--- MATERIAL PROVIDED ---
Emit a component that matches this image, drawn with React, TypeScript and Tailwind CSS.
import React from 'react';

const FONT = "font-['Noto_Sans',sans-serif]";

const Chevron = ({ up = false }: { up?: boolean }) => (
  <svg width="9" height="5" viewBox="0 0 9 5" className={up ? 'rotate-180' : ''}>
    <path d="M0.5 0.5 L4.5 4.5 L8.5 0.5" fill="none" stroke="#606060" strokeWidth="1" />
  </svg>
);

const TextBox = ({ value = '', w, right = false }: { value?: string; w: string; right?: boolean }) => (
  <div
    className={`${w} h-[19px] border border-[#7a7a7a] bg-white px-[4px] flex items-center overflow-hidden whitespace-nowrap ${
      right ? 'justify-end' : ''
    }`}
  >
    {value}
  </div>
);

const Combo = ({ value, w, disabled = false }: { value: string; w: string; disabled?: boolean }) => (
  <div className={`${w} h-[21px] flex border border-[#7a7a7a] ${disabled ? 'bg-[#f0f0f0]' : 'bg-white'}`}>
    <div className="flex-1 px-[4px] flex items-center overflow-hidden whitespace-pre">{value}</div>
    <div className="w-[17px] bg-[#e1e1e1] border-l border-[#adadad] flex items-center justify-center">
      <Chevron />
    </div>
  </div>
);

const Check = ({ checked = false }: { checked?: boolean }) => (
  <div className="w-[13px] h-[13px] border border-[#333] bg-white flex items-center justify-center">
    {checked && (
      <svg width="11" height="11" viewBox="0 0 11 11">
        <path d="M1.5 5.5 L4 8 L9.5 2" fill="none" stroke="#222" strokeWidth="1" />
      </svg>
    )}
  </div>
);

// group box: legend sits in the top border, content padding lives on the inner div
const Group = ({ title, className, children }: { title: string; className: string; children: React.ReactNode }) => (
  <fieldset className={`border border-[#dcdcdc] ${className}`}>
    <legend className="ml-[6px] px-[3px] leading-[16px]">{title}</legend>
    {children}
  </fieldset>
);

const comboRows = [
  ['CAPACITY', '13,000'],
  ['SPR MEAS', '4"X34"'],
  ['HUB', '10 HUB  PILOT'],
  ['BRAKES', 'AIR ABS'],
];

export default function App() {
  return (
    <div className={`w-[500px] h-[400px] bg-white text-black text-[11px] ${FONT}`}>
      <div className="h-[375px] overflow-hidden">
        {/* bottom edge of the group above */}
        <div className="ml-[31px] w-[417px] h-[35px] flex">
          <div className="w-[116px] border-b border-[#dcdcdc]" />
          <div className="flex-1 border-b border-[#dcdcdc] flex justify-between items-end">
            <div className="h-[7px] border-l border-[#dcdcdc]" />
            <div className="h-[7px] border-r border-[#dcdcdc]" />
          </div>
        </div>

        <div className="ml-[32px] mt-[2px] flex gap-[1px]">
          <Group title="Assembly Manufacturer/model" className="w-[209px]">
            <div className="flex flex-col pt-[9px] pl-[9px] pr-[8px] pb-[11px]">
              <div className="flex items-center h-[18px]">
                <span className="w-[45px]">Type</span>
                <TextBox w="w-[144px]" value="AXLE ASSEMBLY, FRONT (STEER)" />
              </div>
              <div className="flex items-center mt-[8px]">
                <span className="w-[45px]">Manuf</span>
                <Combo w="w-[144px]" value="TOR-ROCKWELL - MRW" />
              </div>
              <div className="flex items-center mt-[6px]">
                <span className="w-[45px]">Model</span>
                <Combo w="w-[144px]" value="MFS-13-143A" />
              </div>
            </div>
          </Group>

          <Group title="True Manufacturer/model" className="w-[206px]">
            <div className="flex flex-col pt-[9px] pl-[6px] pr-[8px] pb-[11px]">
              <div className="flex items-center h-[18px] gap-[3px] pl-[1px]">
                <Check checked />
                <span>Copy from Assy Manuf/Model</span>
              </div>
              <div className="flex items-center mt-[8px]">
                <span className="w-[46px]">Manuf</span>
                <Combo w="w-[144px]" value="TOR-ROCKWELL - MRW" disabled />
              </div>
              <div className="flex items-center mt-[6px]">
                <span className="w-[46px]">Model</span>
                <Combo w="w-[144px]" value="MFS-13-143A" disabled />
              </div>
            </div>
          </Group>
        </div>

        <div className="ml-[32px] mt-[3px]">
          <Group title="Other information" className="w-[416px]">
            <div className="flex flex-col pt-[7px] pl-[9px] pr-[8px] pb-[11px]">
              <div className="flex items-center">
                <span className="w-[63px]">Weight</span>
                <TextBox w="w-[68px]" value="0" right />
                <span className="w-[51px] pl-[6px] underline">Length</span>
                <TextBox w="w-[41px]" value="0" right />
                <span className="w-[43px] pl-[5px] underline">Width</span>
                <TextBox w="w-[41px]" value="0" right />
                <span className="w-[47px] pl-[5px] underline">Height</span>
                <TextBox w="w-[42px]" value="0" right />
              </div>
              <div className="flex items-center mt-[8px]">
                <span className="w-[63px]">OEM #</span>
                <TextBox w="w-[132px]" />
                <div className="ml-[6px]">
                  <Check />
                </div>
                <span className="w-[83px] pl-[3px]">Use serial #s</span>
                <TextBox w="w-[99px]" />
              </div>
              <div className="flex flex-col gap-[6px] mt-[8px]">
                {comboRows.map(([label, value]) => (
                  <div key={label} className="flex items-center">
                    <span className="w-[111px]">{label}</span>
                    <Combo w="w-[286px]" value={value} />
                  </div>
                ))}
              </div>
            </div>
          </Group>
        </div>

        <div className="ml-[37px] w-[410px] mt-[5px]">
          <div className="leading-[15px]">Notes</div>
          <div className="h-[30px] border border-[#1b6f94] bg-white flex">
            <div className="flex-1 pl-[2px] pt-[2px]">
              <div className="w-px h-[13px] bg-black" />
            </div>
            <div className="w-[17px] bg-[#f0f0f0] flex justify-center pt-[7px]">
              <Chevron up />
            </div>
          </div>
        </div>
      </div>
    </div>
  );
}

--- SET PROBLEM ---
Quote each line of the data above exactly as written.

--- REPLY TO THE TASK ---
Emit a component that matches this image, drawn with React, TypeScript and Tailwind CSS.
import React from 'react';

const FONT = "font-['Noto_Sans',sans-serif]";

const Chevron = ({ up = false }: { up?: boolean }) => (
  <svg width="9" height="5" viewBox="0 0 9 5" className={up ? 'rotate-180' : ''}>
    <path d="M0.5 0.5 L4.5 4.5 L8.5 0.5" fill="none" stroke="#606060" strokeWidth="1" />
  </svg>
);

const TextBox = ({ value = '', w, right = false }: { value?: string; w: string; right?: boolean }) => (
  <div
    className={`${w} h-[19px] border border-[#7a7a7a] bg-white px-[4px] flex items-center overflow-hidden whitespace-nowrap ${
      right ? 'justify-end' : ''
    }`}
  >
    {value}
  </div>
);

const Combo = ({ value, w, disabled = false }: { value: string; w: string; disabled?: boolean }) => (
  <div className={`${w} h-[21px] flex border border-[#7a7a7a] ${disabled ? 'bg-[#f0f0f0]' : 'bg-white'}`}>
    <div className="flex-1 px-[4px] flex items-center overflow-hidden whitespace-pre">{value}</div>
    <div className="w-[17px] bg-[#e1e1e1] border-l border-[#adadad] flex items-center justify-center">
      <Chevron />
    </div>
  </div>
);

const Check = ({ checked = false }: { checked?: boolean }) => (
  <div className="w-[13px] h-[13px] border border-[#333] bg-white flex items-center justify-center">
    {checked && (
      <svg width="11" height="11" viewBox="0 0 11 11">
        <path d="M1.5 5.5 L4 8 L9.5 2" fill="none" stroke="#222" strokeWidth="1" />
      </svg>
    )}
  </div>
);

// group box: legend sits in the top border, content padding lives on the inner div
const Group = ({ title, className, children }: { title: string; className: string; children: React.ReactNode }) => (
  <fieldset className={`border border-[#dcdcdc] ${className}`}>
    <legend className="ml-[6px] px-[3px] leading-[16px]">{title}</legend>
    {children}
  </fieldset>
);

const comboRows = [
  ['CAPACITY', '13,000'],
  ['SPR MEAS', '4"X34"'],
  ['HUB', '10 HUB  PILOT'],
  ['BRAKES', 'AIR ABS'],
];

export default function App() {
  return (
    <div className={`w-[500px] h-[400px] bg-white text-black text-[11px] ${FONT}`}>
      <div className="h-[375px] overflow-hidden">
        {/* bottom edge of the group above */}
        <div className="ml-[31px] w-[417px] h-[35px] flex">
          <div className="w-[116px] border-b border-[#dcdcdc]" />
          <div className="flex-1 border-b border-[#dcdcdc] flex justify-between items-end">
            <div className="h-[7px] border-l border-[#dcdcdc]" />
            <div className="h-[7px] border-r border-[#dcdcdc]" />
          </div>
        </div>

        <div className="ml-[32px] mt-[2px] flex gap-[1px]">
          <Group title="Assembly Manufacturer/model" className="w-[209px]">
            <div className="flex flex-col pt-[9px] pl-[9px] pr-[8px] pb-[11px]">
              <div className="flex items-center h-[18px]">
                <span className="w-[45px]">Type</span>
                <TextBox w="w-[144px]" value="AXLE ASSEMBLY, FRONT (STEER)" />
              </div>
              <div className="flex items-center mt-[8px]">
                <span className="w-[45px]">Manuf</span>
                <Combo w="w-[144px]" value="TOR-ROCKWELL - MRW" />
              </div>
              <div className="flex items-center mt-[6px]">
                <span className="w-[45px]">Model</span>
                <Combo w="w-[144px]" value="MFS-13-143A" />
              </div>
            </div>
          </Group>

          <Group title="True Manufacturer/model" className="w-[206px]">
            <div className="flex flex-col pt-[9px] pl-[6px] pr-[8px] pb-[11px]">
              <div className="flex items-center h-[18px] gap-[3px] pl-[1px]">
                <Check checked />
                <span>Copy from Assy Manuf/Model</span>
              </div>
              <div className="flex items-center mt-[8px]">
                <span className="w-[46px]">Manuf</span>
                <Combo w="w-[144px]" value="TOR-ROCKWELL - MRW" disabled />
              </div>
              <div className="flex items-center mt-[6px]">
                <span className="w-[46px]">Model</span>
                <Combo w="w-[144px]" value="MFS-13-143A" disabled />
              </div>
            </div>
          </Group>
        </div>

        <div className="ml-[32px] mt-[3px]">
          <Group title="Other information" className="w-[416px]">
            <div className="flex flex-col pt-[7px] pl-[9px] pr-[8px] pb-[11px]">
              <div className="flex items-center">
                <span className="w-[63px]">Weight</span>
                <TextBox w="w-[68px]" value="0" right />
                <span className="w-[51px] pl-[6px] underline">Length</span>
                <TextBox w="w-[41px]" value="0" right />
                <span className="w-[43px] pl-[5px] underline">Width</span>
                <TextBox w="w-[41px]" value="0" right />
                <span className="w-[47px] pl-[5px] underline">Height</span>
                <TextBox w="w-[42px]" value="0" right />
              </div>
              <div className="flex items-center mt-[8px]">
                <span className="w-[63px]">OEM #</span>
                <TextBox w="w-[132px]" />
                <div className="ml-[6px]">
                  <Check />
                </div>
                <span className="w-[83px] pl-[3px]">Use serial #s</span>
                <TextBox w="w-[99px]" />
              </div>
              <div className="flex flex-col gap-[6px] mt-[8px]">
                {comboRows.map(([label, value]) => (
                  <div key={label} className="flex items-center">
                    <span className="w-[111px]">{label}</span>
                    <Combo w="w-[286px]" value={value} />
                  </div>
                ))}
              </div>
            </div>
          </Group>
        </div>

        <div className="ml-[37px] w-[410px] mt-[5px]">
          <div className="leading-[15px]">Notes</div>
          <div className="h-[30px] border border-[#1b6f94] bg-white flex">
            <div className="flex-1 pl-[2px] pt-[2px]">
              <div className="w-px h-[13px] bg-black" />
            </div>
            <div className="w-[17px] bg-[#f0f0f0] flex justify-center pt-[7px]">
              <Chevron up />
            </div>
          </div>
        </div>
      </div>
    </div>
  );
}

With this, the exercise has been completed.